If you want to go back to ground zero, in Boston in 2002, Massachusetts Attorney General Tom Reilly may have issued the very first statewide report on July 23, 2003, when his 16-month investigation revealed that probably more than 1,000 children had been sexually abused  by priests and other church workers in the Archdiocese of Boston since 1940 — which averaged out to about 16 children per year up to 2003. By that time, Archbishop Cardinal Bernard Law, who presided over decades-long cover-ups of abuse,  had fled to Rome, leaving before he could be subpoenaed.

But no matter how many separate state inquiries are initiated, I predict that the findings will all repeat the vocabulary of "cover-up," "collusion," "enabling," "sacrificing children for the sake of the institution's reputation" — the same script gets replayed over and over. The time is long past for the criminality of the Roman Catholic Church to be treated as just a local or state problem — this is a national problem that is part of the global epidemic of child abuse.

We must insist that this country hold a national, federal inquiry that covers all 50 states. In doing so, the  United States will not be leading, but following, many other countries around the globe that have already conducted such national public inquiries — like tiny Ireland,  which took the lead in the last decade with three government reports and now has a fourth national ongoing inquiry by a Mothers and Babies Commission of Inquiry into mistreatment of mothers and infants in homes run by Catholic orders.

An Australian research study at the Royal Melbourne Institute of Technology reported last year on over 26 countries — including Australia, the United Kingdom, European nations, and Canada — that have held official, national public inquiries into institutional abuse. These include two ongoing government inquiries in England (IICSA) and Scotland (SCAI), following the completion of similar inquiries in Wales and Northern Ireland.

One of the most extensive recent inquiries also took place in Australia, where a Royal Commission Into Institutional Responses to Child Sexual Abuse just issued a final report last December after a five-year inquiry that recorded over 8,000 testimonies from survivors of child abuse in  religious and secular institutions.

If President Nelson Mandela of South Africa could initiate a national Truth and Reconciliation Commission in 1994 to investigate decades of institutional injustice against victims of apartheid, can we not appoint a federal commission to investigate at least a century's worth of abuse of children? If Massachusetts and now Pennsylvania started the ball rolling, at least pick up the ball and run with it in a full-scale, national investigation of mistreatment of children in many institutions — not just the Catholic Church, but other religious and secular entities, including schools, universities, youth programs, etc.

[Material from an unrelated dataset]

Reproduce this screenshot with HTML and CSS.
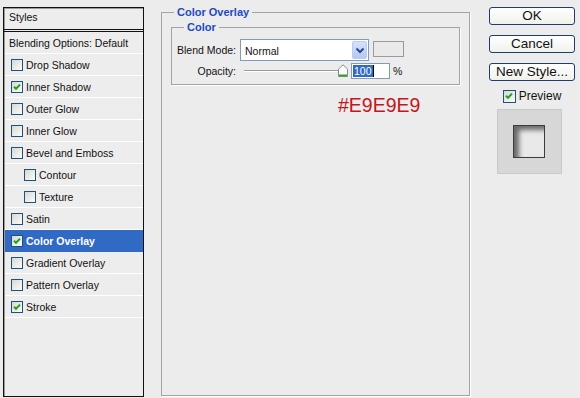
FILE: index.html
```html
<!DOCTYPE html>
<html lang="en">
<head>
  <meta charset="UTF-8">
  <title>Layer Style</title>
  <link rel="stylesheet" href="styles.css">
</head>
<body>
  <div class="dialog">
    <div class="style-list">
      <div class="list-head">Styles</div>
      <div class="list-item blend">Blending Options: Default</div>
      <div class="list-item"><span class="cb"></span>Drop Shadow</div>
      <div class="list-item"><span class="cb on"></span>Inner Shadow</div>
      <div class="list-item"><span class="cb"></span>Outer Glow</div>
      <div class="list-item"><span class="cb"></span>Inner Glow</div>
      <div class="list-item"><span class="cb"></span>Bevel and Emboss</div>
      <div class="list-item sub"><span class="cb"></span>Contour</div>
      <div class="list-item sub"><span class="cb"></span>Texture</div>
      <div class="list-item"><span class="cb"></span>Satin</div>
      <div class="list-item active"><span class="cb on"></span>Color Overlay</div>
      <div class="list-item"><span class="cb"></span>Gradient Overlay</div>
      <div class="list-item"><span class="cb"></span>Pattern Overlay</div>
      <div class="list-item"><span class="cb on"></span>Stroke</div>
    </div>

    <div class="settings">
      <fieldset class="group outer">
        <legend>Color Overlay</legend>
        <fieldset class="group inner">
          <legend>Color</legend>
          <div class="field-row">
            <span class="label">Blend Mode:</span>
            <div class="select">
              <span class="select-text">Normal</span>
              <span class="select-btn">
                <svg width="10" height="7" viewBox="0 0 10 7"><path d="M1.5 1.5 L5 5 L8.5 1.5" fill="none" stroke="#2b4a8c" stroke-width="2"/></svg>
              </span>
            </div>
            <span class="swatch"></span>
          </div>
          <div class="field-row opacity">
            <span class="label">Opacity:</span>
            <div class="slider">
              <span class="track"></span>
              <svg class="thumb" width="10" height="13" viewBox="0 0 10 13"><path d="M0.5 12.5 V5 L5 0.8 L9.5 5 V12.5 Z" fill="#fbfbf8" stroke="#8a8a8a"/><path d="M1 11.5 H9" stroke="#2fa33a" stroke-width="2"/></svg>
            </div>
            <span class="num"><span class="num-sel">100</span><span class="caret"></span></span>
            <span class="pct">%</span>
          </div>
        </fieldset>
        <div class="hex">#E9E9E9</div>
      </fieldset>
    </div>

    <div class="actions">
      <button class="btn">OK</button>
      <button class="btn">Cancel</button>
      <button class="btn">New Style...</button>
      <div class="preview-check"><span class="cb on"></span>Preview</div>
      <div class="preview-box"><div class="preview-square"></div></div>
    </div>
  </div>
</body>
</html>
```

FILE: styles.css
```css
html, body {
  margin: 0;
  padding: 0;
  background: #ececec;
  overflow: hidden;
}

.dialog {
  display: flex;
  width: 580px;
  height: 398px;
  font-family: "Liberation Sans", Arial, sans-serif;
  font-size: 10.5px;
  color: #111;
}

/* left list of effects */
.style-list {
  box-sizing: border-box;
  width: 141px;
  height: 390px;
  margin: 7px 0 0 3px;
  border: 1px solid #111;
  box-shadow: inset 1px 1px 0 #9a9a9a;
  background: #ededed;
  display: flex;
  flex-direction: column;
}

.list-head {
  height: 21px;
  line-height: 19px;
  padding-left: 5px;
  border-bottom: 3px double #111;
}

.list-item {
  display: flex;
  align-items: center;
  height: 21px;
  padding-left: 6px;
  border-bottom: 1px solid #fff;
  margin-left: 1px;
}

.list-item.blend {
  padding-left: 4px;
}

.list-item.sub {
  padding-left: 19px;
}

.list-item.active {
  background: #316ac5;
  color: #fff;
  font-weight: bold;
  border-bottom-color: #316ac5;
}

.cb {
  box-sizing: border-box;
  width: 12px;
  height: 12px;
  margin-right: 3px;
  border: 1px solid #1c5180;
  background: linear-gradient(135deg, #d8d8d2, #fbfbf9);
  flex: none;
}

.cb.on {
  background: url("data:image/svg+xml;utf8,<svg xmlns='http://www.w3.org/2000/svg' width='10' height='10' viewBox='0 0 10 10'><path d='M2 4.8 L4 6.8 L8 2.6' fill='none' stroke='%2321a121' stroke-width='2'/></svg>") center / 10px 10px no-repeat,
    linear-gradient(135deg, #d8d8d2, #fbfbf9);
}

/* main settings */
.settings {
  margin-left: 17px;
}

.group {
  border: 1px solid #a3a3a3;
  box-shadow: 1px 1px 0 #fff;
  margin: 0;
}

.group legend {
  color: #1d49c4;
  font-weight: bold;
  font-size: 11px;
  line-height: 12px;
  padding: 0 3px;
}

.outer {
  box-sizing: border-box;
  width: 309px;
  height: 390px;
  margin-top: 6px;
  padding: 0 9px;
}

.outer > legend {
  margin-left: 3px;
}

.inner {
  margin-top: 3px;
  padding: 0 0 5px 4px;
}

.inner > legend {
  margin-left: 8px;
}

.field-row {
  display: flex;
  align-items: center;
  margin-top: 6px;
}

.field-row.opacity {
  margin-top: 2px;
  height: 16px;
}

.label {
  width: 60px;
  text-align: right;
  margin-right: 4px;
}

.select {
  box-sizing: border-box;
  width: 129px;
  height: 22px;
  border: 1px solid #7f9db9;
  background: #fff;
  display: flex;
  align-items: center;
  justify-content: space-between;
  padding: 1px;
}

.select-text {
  padding-left: 3px;
  padding-top: 2px;
}

.select-btn {
  width: 15px;
  height: 18px;
  border-radius: 2px;
  background: linear-gradient(#d6e2fb, #b4c8f4);
  border: 1px solid #b9cbf2;
  box-sizing: border-box;
  display: flex;
  align-items: center;
  justify-content: center;
}

.swatch {
  box-sizing: border-box;
  width: 31px;
  height: 16px;
  margin-left: 4px;
  margin-top: -2px;
  border: 1px solid #9a9a9a;
  background: #e9e9e9;
}

.slider {
  position: relative;
  width: 104px;
  height: 16px;
  margin-left: 4px;
}

.track {
  position: absolute;
  left: 0;
  right: 8px;
  top: 7px;
  height: 1px;
  background: #9a9a9a;
  border-bottom: 1px solid #fff;
}

.thumb {
  position: absolute;
  left: 94px;
  top: 1px;
}

.num {
  box-sizing: border-box;
  width: 39px;
  height: 16px;
  margin-left: 3px;
  border: 1px solid #7f9db9;
  background: #fff;
  display: flex;
  align-items: center;
  padding-left: 1px;
}

.num-sel {
  background: #316ac5;
  color: #fff;
  line-height: 12px;
  padding: 0 1px;
}

.caret {
  width: 1px;
  height: 12px;
  background: #000;
}

.pct {
  margin-left: 3px;
}

.hex {
  margin: 9px 0 0 167px;
  font-family: "Liberation Sans", Arial, sans-serif;
  font-size: 19.5px;
  color: #c5161c;
}

/* right buttons */
.actions {
  margin-left: 19px;
  width: 86px;
  display: flex;
  flex-direction: column;
  align-items: center;
  padding-top: 7px;
}

.btn {
  box-sizing: border-box;
  width: 86px;
  height: 18px;
  margin-bottom: 10px;
  border: 1px solid #1d3e6e;
  border-radius: 3px;
  background: linear-gradient(#ffffff, #f1f1ec);
  font-family: "Liberation Sans", Arial, sans-serif;
  font-size: 13.5px;
  line-height: 14px;
  padding: 0;
  color: #111;
}

.preview-check {
  display: flex;
  align-items: center;
  margin-top: -2px;
  font-size: 12px;
}

.preview-check .cb {
  width: 13px;
  height: 13px;
}

.preview-box {
  box-sizing: border-box;
  width: 65px;
  height: 65px;
  margin-top: 6px;
  margin-left: -6px;
  background: #d7d7d7;
  border: 1px solid #c9c9c9;
  display: flex;
  align-items: center;
  justify-content: center;
}

.preview-square {
  box-sizing: border-box;
  width: 32px;
  height: 33px;
  background: #e9e9e9;
  border: 1px solid #3c3c3c;
  box-shadow: inset 5px 4px 5px rgba(0, 0, 0, 0.55);
}
```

I can think of few priorities that outrank the health, welfare and protection of our blessed children. So stop draining off scarce local and state resources which are bravely and conscientiously devoted to addressing institutional crime within local borders. Sexual predators (and their enablers) cross state lines all the time to pursue their perversion. Make this national epidemic a national priority with appropriate federal funding and government clout. Appoint a special prosecutor if necessary.

Nobody gets a pass when our children's lives are at stake. Nobody.